Die Regisseurin Kitty Green erzählt auf der Pressekonferenz in Berlin, dass sie fast 100 Frauen für ihren Film interviewt hat.

Jane ringt mit den Tränen. Gerade hat sie ihr Boss mal wieder am Telefon angeschrien, jetzt muss die Assistentin (Julia Garner) dem Chef eine Entschuldigungsemail schreiben. Ihre beiden männlichen Kollegen, mit denen sie sich das Büro teilt, bauen sich ungefragt hinter ihr auf. Wie dankbar sie sei, für die Firma arbeiten zu können, diktieren sie ihr in die Tasten. Ein stiller Übergriff. Kitty Greens „The Assistant“, der im Panorama läuft, ist voll davon.

„Es ist ein Film über Gesten, Blicke und winzige Momente", sagt die Regisseurin am Sonntag auf der Pressekonferenz. Ihr Antrieb, ihn zu drehen, wurzele auch in der medialen Berichterstattung zu vergleichbaren Themen. Zu oft sei es darin nur um „das Raubtier“ gegangen. „Ich wollte untersuchen, was für ein systemisches Problem wir haben, das Männer in ihrer Machtposition bewahrt und Frauen davon fernhält“, erklärt die 35-Jährige.

New York, die Filmbranche, ein cholerischer Chef, seine junge Assistentin, die mehr und mehr spürt, wie sie sich in ein Netz aus Abhängigkeit und strukturellem Missbrauch verstrickt. Der Film bezieht sich deutlich auf die Enthüllungen um Harvey Weinstein, natürlich wartet man auf den Auftritt des „Raubtiers“. Wird es so aussehen wie der Filmproduzent, der derzeit wegen Vergewaltigung vor Gericht steht?
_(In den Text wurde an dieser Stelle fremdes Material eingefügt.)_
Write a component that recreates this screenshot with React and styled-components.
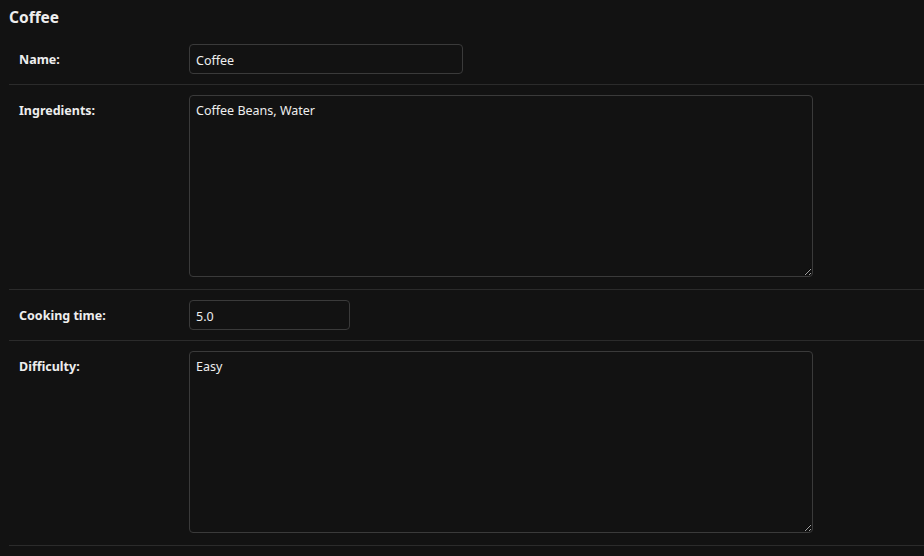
import React from 'react'
import styled, { createGlobalStyle } from 'styled-components'

const colors = {
  bg: '#121212',
  fg: '#eeeeee',
  hairline: '#2b2b2b',
  border: '#3a3a3a',
}

const GlobalStyle = createGlobalStyle`
  html, body {
    margin: 0;
    padding: 0;
    background: ${colors.bg};
    color-scheme: dark;
  }
  body {
    font-family: "Noto Sans", "Open Sans", sans-serif;
    font-size: 13px;
    color: ${colors.fg};
  }
`

const Page = styled.div`
  width: 924px;
  height: 556px;
  background: ${colors.bg};
  overflow: hidden;
`

const Title = styled.h2`
  margin: 0;
  padding: 6px 9px;
  font-size: 15.5px;
  line-height: 22px;
  font-weight: 700;
  color: ${colors.fg};
`

const Fieldset = styled.div`
  margin-left: 9px;
`

const Row = styled.div`
  display: flex;
  align-items: flex-start;
  padding: 10px 10px ${(p) => (p.$tall ? '12px' : '10px')};
  border-bottom: 1px solid ${colors.hairline};
`

const Label = styled.label`
  flex: 0 0 160px;
  padding-right: 10px;
  padding-top: ${(p) => (p.$top ? '6px' : '2px')};
  font-weight: 700;
  font-size: 12.5px;
  line-height: ${(p) => (p.$top ? '20px' : '28px')};
  color: ${colors.fg};
`

const TextInput = styled.input`
  box-sizing: border-box;
  width: ${(p) => p.$width}px;
  height: 30px;
  padding: 6px 6px 4px;
  margin: 0;
  background: ${colors.bg};
  color: ${colors.fg};
  border: 1px solid ${colors.border};
  border-radius: 4px;
  font-family: inherit;
  font-size: 12.5px;
  outline: none;
`

const TextArea = styled.textarea`
  box-sizing: border-box;
  display: block;
  width: 624px;
  height: 182px;
  padding: 6px 6px 4px;
  margin: 0;
  background: ${colors.bg};
  color: ${colors.fg};
  border: 1px solid ${colors.border};
  border-radius: 4px;
  font-family: inherit;
  font-size: 12.5px;
  line-height: 18px;
  outline: none;
  resize: both;
`

export default function App() {
  return (
    <Page>
      <GlobalStyle />
      <Title>Coffee</Title>
      <Fieldset>
        <Row>
          <Label>Name:</Label>
          <TextInput $width={274} defaultValue="Coffee" />
        </Row>
        <Row $tall>
          <Label $top>Ingredients:</Label>
          <TextArea defaultValue="Coffee Beans, Water" />
        </Row>
        <Row>
          <Label>Cooking time:</Label>
          <TextInput $width={161} defaultValue="5.0" />
        </Row>
        <Row $tall>
          <Label $top>Difficulty:</Label>
          <TextArea defaultValue="Easy" />
        </Row>
      </Fieldset>
    </Page>
  )
}
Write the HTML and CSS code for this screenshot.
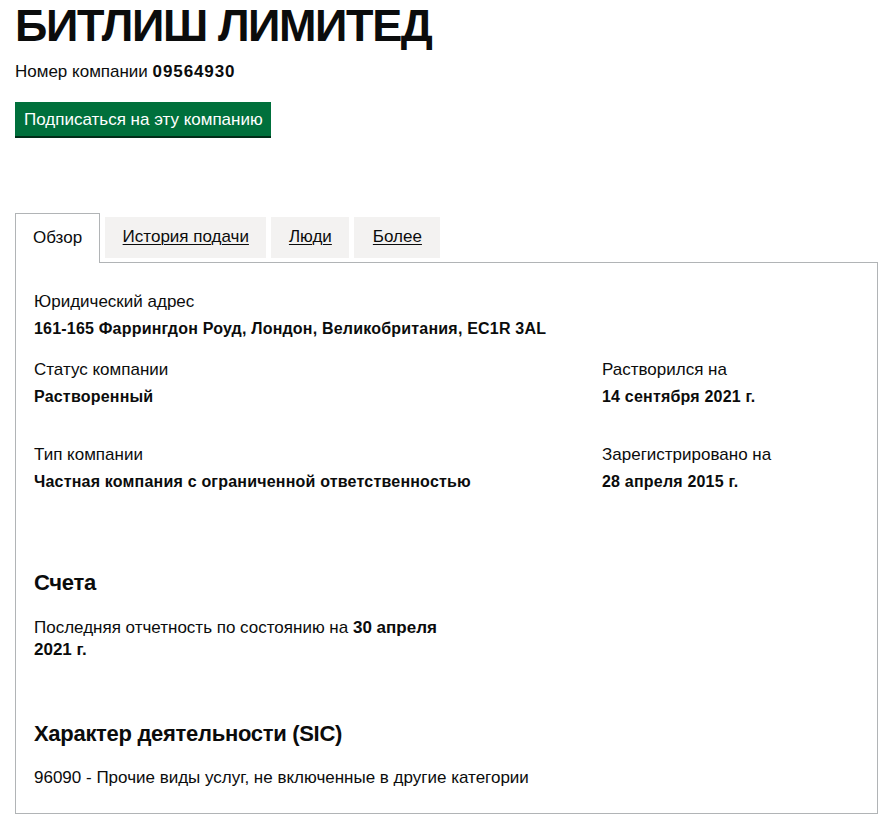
FILE: index.html
```html
<!DOCTYPE html>
<html lang="ru">
<head>
<meta charset="utf-8">
<title>БИТЛИШ ЛИМИТЕД</title>
<link rel="stylesheet" href="styles.css">
</head>
<body>
<main class="page">
  <h1 class="title">БИТЛИШ ЛИМИТЕД</h1>
  <p class="company-number">Номер компании <strong class="number">09564930</strong></p>
  <a class="button" href="#">Подписаться на эту компанию</a>

  <div class="tabs">
    <ul class="tab-list">
      <li class="tab tab-selected"><a href="#">Обзор</a></li>
      <li class="tab"><a href="#">История подачи</a></li>
      <li class="tab"><a href="#">Люди</a></li>
      <li class="tab tab-last"><a href="#">Более</a></li>
    </ul>
    <section class="panel">
      <dl class="field">
        <dt>Юридический адрес</dt>
        <dd>161-165 Фаррингдон Роуд, Лондон, Великобритания, EC1R 3AL</dd>
      </dl>
      <div class="row">
        <dl class="field">
          <dt>Статус компании</dt>
          <dd>Растворенный</dd>
        </dl>
        <dl class="field">
          <dt>Растворился на</dt>
          <dd>14 сентября 2021 г.</dd>
        </dl>
      </div>
      <div class="row">
        <dl class="field">
          <dt>Тип компании</dt>
          <dd>Частная компания с ограниченной ответственностью</dd>
        </dl>
        <dl class="field">
          <dt>Зарегистрировано на</dt>
          <dd>28 апреля 2015 г.</dd>
        </dl>
      </div>

      <h2 class="section-title">Счета</h2>
      <p class="accounts">Последняя отчетность по состоянию на <strong class="accounts-date">30 апреля 2021 г.</strong></p>

      <h2 class="section-title sic-title">Характер деятельности (SIC)</h2>
      <p class="sic">96090 - Прочие виды услуг, не включенные в другие категории</p>
    </section>
  </div>
</main>
</body>
</html>
```

FILE: styles.css
```css
* { box-sizing: border-box; }

html, body {
  margin: 0;
  padding: 0;
  background: #ffffff;
}

body {
  font-family: "Liberation Sans", Arial, sans-serif;
  color: #0b0c0c;
  font-size: 17px;
  line-height: 20px;
}

strong {
  font-weight: 700;
  font-size: 16px;
  letter-spacing: 0.2px;
}

.page {
  padding: 0 11px 0 15px;
}

.title {
  margin: 0;
  font-size: 45px;
  line-height: 52px;
  font-weight: 700;
  letter-spacing: -1.4px;
}

.company-number {
  margin: 10px 0 0 0;
  line-height: 20px;
}

.company-number .number {
  font-size: 17px;
  letter-spacing: 0.9px;
}

.button {
  display: inline-block;
  margin-top: 20px;
  padding: 8px 8px 7px 9px;
  background: #00703c;
  color: #ffffff;
  text-decoration: none;
  font-size: 17px;
  line-height: 19px;
  box-shadow: 0 2px 0 #002d18;
}

.tabs {
  margin-top: 77px;
}

.tab-list {
  list-style: none;
  margin: 0;
  padding: 0;
  display: flex;
  align-items: flex-end;
  gap: 5px;
}

.tab {
  background: #f3f2f1;
  padding: 10px 17.5px 11px;
  margin-bottom: 4px;
}

.tab-last {
  padding-left: 18.5px;
  padding-right: 18.5px;
}

.tab a {
  color: #0b0c0c;
  text-decoration: underline;
  text-decoration-thickness: 1px;
  text-underline-offset: 2px;
  font-size: 17px;
  line-height: 20px;
}

.tab-selected {
  background: #ffffff;
  border: 1px solid #b1b4b6;
  border-bottom: 0;
  padding: 14px 17px 15px;
  margin-bottom: -1px;
  position: relative;
  z-index: 1;
}

.tab-selected a { text-decoration: none; }

.panel {
  border: 1px solid #b1b4b6;
  padding: 29px 18px 25px;
}

.field {
  margin: 0;
}

.field dt {
  margin: 0;
  line-height: 20px;
}

.field dd {
  margin: 7px 0 0 0;
  font-weight: 700;
  font-size: 16px;
  letter-spacing: 0.2px;
  line-height: 20px;
}

.panel > .field { margin-bottom: 21px; }

.row {
  display: grid;
  grid-template-columns: 568px 1fr;
  margin-bottom: 38px;
}

.section-title {
  margin: 79px 0 0 0;
  font-size: 22px;
  line-height: 24px;
  font-weight: 700;
  letter-spacing: -0.3px;
}

.accounts {
  margin: 22px 0 0 0;
  max-width: 420px;
  line-height: 22px;
}

.accounts-date {
  font-size: 17px;
  letter-spacing: 0;
}

.sic-title {
  margin-top: 59px;
  line-height: 28px;
}

.sic {
  margin: 20px 0 0 0;
  line-height: 20px;
}
```
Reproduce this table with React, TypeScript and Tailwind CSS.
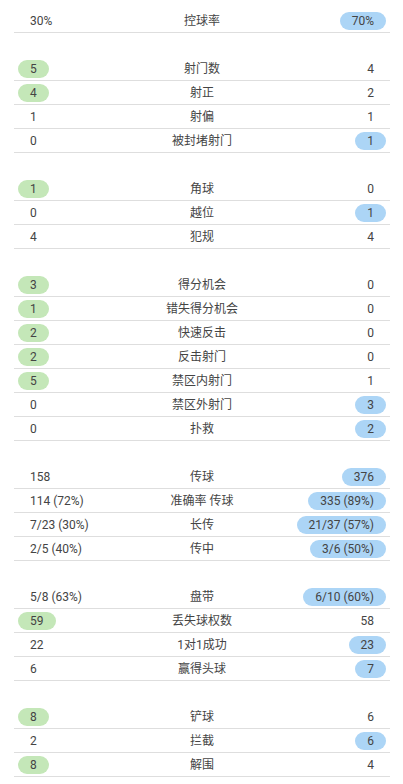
import React from "react";

type Stat = { label: string; home: string; away: string; win?: "home" | "away" };

const sections: Stat[][] = [
  [{ label: "控球率", home: "30%", away: "70%", win: "away" }],
  [
    { label: "射门数", home: "5", away: "4", win: "home" },
    { label: "射正", home: "4", away: "2", win: "home" },
    { label: "射偏", home: "1", away: "1" },
    { label: "被封堵射门", home: "0", away: "1", win: "away" },
  ],
  [
    { label: "角球", home: "1", away: "0", win: "home" },
    { label: "越位", home: "0", away: "1", win: "away" },
    { label: "犯规", home: "4", away: "4" },
  ],
  [
    { label: "得分机会", home: "3", away: "0", win: "home" },
    { label: "错失得分机会", home: "1", away: "0", win: "home" },
    { label: "快速反击", home: "2", away: "0", win: "home" },
    { label: "反击射门", home: "2", away: "0", win: "home" },
    { label: "禁区内射门", home: "5", away: "1", win: "home" },
    { label: "禁区外射门", home: "0", away: "3", win: "away" },
    { label: "扑救", home: "0", away: "2", win: "away" },
  ],
  [
    { label: "传球", home: "158", away: "376", win: "away" },
    { label: "准确率 传球", home: "114 (72%)", away: "335 (89%)", win: "away" },
    { label: "长传", home: "7/23 (30%)", away: "21/37 (57%)", win: "away" },
    { label: "传中", home: "2/5 (40%)", away: "3/6 (50%)", win: "away" },
  ],
  [
    { label: "盘带", home: "5/8 (63%)", away: "6/10 (60%)", win: "away" },
    { label: "丢失球权数", home: "59", away: "58", win: "home" },
    { label: "1对1成功", home: "22", away: "23", win: "away" },
    { label: "赢得头球", home: "6", away: "7", win: "away" },
  ],
  [
    { label: "铲球", home: "8", away: "6", win: "home" },
    { label: "拦截", home: "2", away: "6", win: "away" },
    { label: "解围", home: "8", away: "4", win: "home" },
  ],
];

const Value = ({ text, pill }: { text: string; pill?: "green" | "blue" }) => (
  <span
    className={
      "inline-flex h-[18px] items-center rounded-full px-3 " +
      (pill === "green" ? "bg-[#c4e7b8]" : pill === "blue" ? "bg-[#acd5f6]" : "")
    }
  >
    {text}
  </span>
);

const StatRow = ({ stat }: { stat: Stat }) => (
  <div className="grid h-6 grid-cols-[1fr_auto_1fr] items-center border-b border-[#dedede] px-1">
    <div className="flex justify-start">
      <Value text={stat.home} pill={stat.win === "home" ? "green" : undefined} />
    </div>
    <div className="text-center">{stat.label}</div>
    <div className="flex justify-end">
      <Value text={stat.away} pill={stat.win === "away" ? "blue" : undefined} />
    </div>
  </div>
);

export default function App() {
  return (
    <div
      className="min-h-screen bg-white pl-[14px] pr-[13px] pt-[9px] text-[12px] leading-none text-[#444]"
      style={{ fontFamily: 'Roboto, "Noto Sans CJK SC", sans-serif' }}
    >
      <div className="flex flex-col gap-6">
        {sections.map((rows, i) => (
          <section key={i} className="flex flex-col">
            {rows.map((s) => (
              <StatRow key={s.label} stat={s} />
            ))}
          </section>
        ))}
      </div>
    </div>
  );
}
Der Produzent bleibt unsichtbar

Doch die Dokumentarfilmerin Green ("Casting Jon Benet") setzt in ihrem ersten Spielfilm den Chef nicht ins Bild. Er bleibt die schimpfende Stimme am Telefon, die unsichtbare Präsenz im Nebenzimmer. Die Regisseurin und Drehbuchautorin konzentriert sich auf die Opfer. Sie zeigt die jungen Schauspielerinnen, die immer wieder in seinem Büro verschwinden. Was genau sich dort abspielt? Der Film bleibt draußen. Man sieht nur Jane, wie sie mit blauen Plastikhandschuhen und einem Reinigungsspray die Flecken aus den Polstern der Besetzungscouch rubbelt.

Green hat ein halbes Jahr lang in Australien, England und den USA Interviews mit fast 100 Frauen aus verschiedenen Branchen geführt, erzählt sie in Berlin. Darunter auch ehemalige Angestellte aus Weinsteins Firmen. Sie erkannte, wie sich die Erfahrungen von Erniedrigung und sexueller Gewalt ähneln, über die Arbeitsfelder und Kontinente hinweg. Entstanden ist eine Sammlung von MeToo-Erlebnissen, die Green zu einem Tag im Büro verdichtet.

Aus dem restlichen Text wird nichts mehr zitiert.